**Problem to work on:** Reproduce all of the data exactly, with no line skipped.

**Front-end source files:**

==========

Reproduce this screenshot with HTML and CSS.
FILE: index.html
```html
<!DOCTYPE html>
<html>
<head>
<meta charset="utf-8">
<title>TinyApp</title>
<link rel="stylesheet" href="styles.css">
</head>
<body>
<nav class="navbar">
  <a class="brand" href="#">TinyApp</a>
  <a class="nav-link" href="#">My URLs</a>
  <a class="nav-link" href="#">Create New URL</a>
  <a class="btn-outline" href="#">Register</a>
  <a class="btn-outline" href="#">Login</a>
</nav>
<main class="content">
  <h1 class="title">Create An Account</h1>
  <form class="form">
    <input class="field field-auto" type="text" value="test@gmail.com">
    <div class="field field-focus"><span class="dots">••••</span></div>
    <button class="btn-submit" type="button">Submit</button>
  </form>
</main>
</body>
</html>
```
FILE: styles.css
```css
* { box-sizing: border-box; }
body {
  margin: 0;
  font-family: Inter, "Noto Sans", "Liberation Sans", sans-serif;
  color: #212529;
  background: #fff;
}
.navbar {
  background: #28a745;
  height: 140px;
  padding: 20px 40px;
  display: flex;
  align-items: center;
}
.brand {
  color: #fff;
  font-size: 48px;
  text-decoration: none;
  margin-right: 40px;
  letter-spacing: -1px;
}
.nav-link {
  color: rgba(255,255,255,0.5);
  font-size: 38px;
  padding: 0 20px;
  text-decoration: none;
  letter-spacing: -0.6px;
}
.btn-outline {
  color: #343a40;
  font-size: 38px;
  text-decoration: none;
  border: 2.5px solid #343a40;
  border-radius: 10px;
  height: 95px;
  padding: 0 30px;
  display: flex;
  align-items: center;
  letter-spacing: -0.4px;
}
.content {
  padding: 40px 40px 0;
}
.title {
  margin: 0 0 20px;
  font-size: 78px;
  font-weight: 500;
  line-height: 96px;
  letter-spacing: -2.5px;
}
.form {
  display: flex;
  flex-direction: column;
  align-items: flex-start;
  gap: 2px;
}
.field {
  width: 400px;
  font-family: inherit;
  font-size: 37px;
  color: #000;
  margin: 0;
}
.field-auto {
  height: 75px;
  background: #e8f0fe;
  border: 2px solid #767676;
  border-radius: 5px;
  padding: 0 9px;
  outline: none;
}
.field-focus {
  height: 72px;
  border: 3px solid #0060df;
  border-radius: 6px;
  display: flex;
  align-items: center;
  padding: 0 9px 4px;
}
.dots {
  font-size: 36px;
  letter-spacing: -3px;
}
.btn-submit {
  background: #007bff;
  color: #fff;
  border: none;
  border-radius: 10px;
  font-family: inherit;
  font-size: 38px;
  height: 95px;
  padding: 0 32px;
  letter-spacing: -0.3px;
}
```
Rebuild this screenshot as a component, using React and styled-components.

==========

**Full answer:**
Reproduce this screenshot with HTML and CSS.
FILE: index.html
```html
<!DOCTYPE html>
<html>
<head>
<meta charset="utf-8">
<title>TinyApp</title>
<link rel="stylesheet" href="styles.css">
</head>
<body>
<nav class="navbar">
  <a class="brand" href="#">TinyApp</a>
  <a class="nav-link" href="#">My URLs</a>
  <a class="nav-link" href="#">Create New URL</a>
  <a class="btn-outline" href="#">Register</a>
  <a class="btn-outline" href="#">Login</a>
</nav>
<main class="content">
  <h1 class="title">Create An Account</h1>
  <form class="form">
    <input class="field field-auto" type="text" value="test@gmail.com">
    <div class="field field-focus"><span class="dots">••••</span></div>
    <button class="btn-submit" type="button">Submit</button>
  </form>
</main>
</body>
</html>
```
FILE: styles.css
```css
* { box-sizing: border-box; }
body {
  margin: 0;
  font-family: Inter, "Noto Sans", "Liberation Sans", sans-serif;
  color: #212529;
  background: #fff;
}
.navbar {
  background: #28a745;
  height: 140px;
  padding: 20px 40px;
  display: flex;
  align-items: center;
}
.brand {
  color: #fff;
  font-size: 48px;
  text-decoration: none;
  margin-right: 40px;
  letter-spacing: -1px;
}
.nav-link {
  color: rgba(255,255,255,0.5);
  font-size: 38px;
  padding: 0 20px;
  text-decoration: none;
  letter-spacing: -0.6px;
}
.btn-outline {
  color: #343a40;
  font-size: 38px;
  text-decoration: none;
  border: 2.5px solid #343a40;
  border-radius: 10px;
  height: 95px;
  padding: 0 30px;
  display: flex;
  align-items: center;
  letter-spacing: -0.4px;
}
.content {
  padding: 40px 40px 0;
}
.title {
  margin: 0 0 20px;
  font-size: 78px;
  font-weight: 500;
  line-height: 96px;
  letter-spacing: -2.5px;
}
.form {
  display: flex;
  flex-direction: column;
  align-items: flex-start;
  gap: 2px;
}
.field {
  width: 400px;
  font-family: inherit;
  font-size: 37px;
  color: #000;
  margin: 0;
}
.field-auto {
  height: 75px;
  background: #e8f0fe;
  border: 2px solid #767676;
  border-radius: 5px;
  padding: 0 9px;
  outline: none;
}
.field-focus {
  height: 72px;
  border: 3px solid #0060df;
  border-radius: 6px;
  display: flex;
  align-items: center;
  padding: 0 9px 4px;
}
.dots {
  font-size: 36px;
  letter-spacing: -3px;
}
.btn-submit {
  background: #007bff;
  color: #fff;
  border: none;
  border-radius: 10px;
  font-family: inherit;
  font-size: 38px;
  height: 95px;
  padding: 0 32px;
  letter-spacing: -0.3px;
}
```
Rebuild this screenshot as a component, using React and styled-components.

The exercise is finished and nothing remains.